Coffs Harbour is home to three permanent flying-fox camps with the Woolgoolga Lake Camp and Barcoo Court Camp at Toormina both listed as nationally important sites for the species. There is also a camp at Coffs Creek, as well as other temporary camps that occur sporadically.

Flying-foxes play an important role in pollination and seed dispersal and are protected in NSW under the Biodiversity Conservation Act 2016. The grey-headed flying-fox is also protected under the federal Environment Protection and Biodiversity Conservation Act 1999. However, loss of feeding areas and roosting habitat means that flying-fox camps are appearing more frequently in urban centres, creating conflict with residents who are concerned about possible health issues, noise and odour.

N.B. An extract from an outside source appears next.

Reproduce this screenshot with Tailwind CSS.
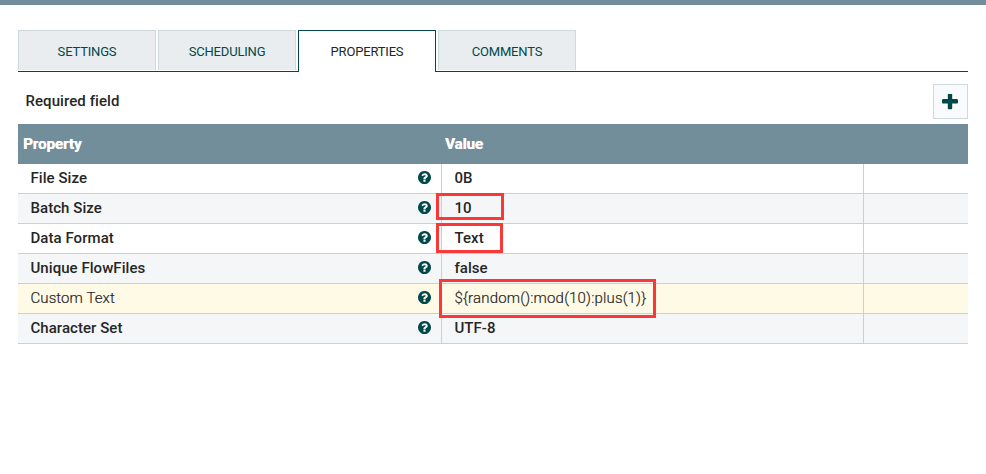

The Council has worked closely with residents for many years to develop strategies for people to exist peacefully with this threatened species.  The Coffs Harbour Flying Fox Camps Strategic Management Plan includes both long-term and short-term strategies for the management of flying-fox camps.

Australian bats are known to carry the lyssavirus. Catching this or any other viruses from bats is extremely unlikely  as they can only be passed on by untreated bites or scratches from an infected bat. Further information about the virus and how to protect yourself can be found on the NSW Health Links website.

Flying-foxes taking fruit from trees can also be an issue, information on wildlife friendly netting is available online.

More information about living with flying-foxes can be found on the NSW Office of Environment and Heritage website. Information on this site includes odour and noise, disease risks, what to do if you are bitten or scratched by a flying-fox, what to do if you find a dead, injured or sick flying fox, and other information regarding living with flying-foxes.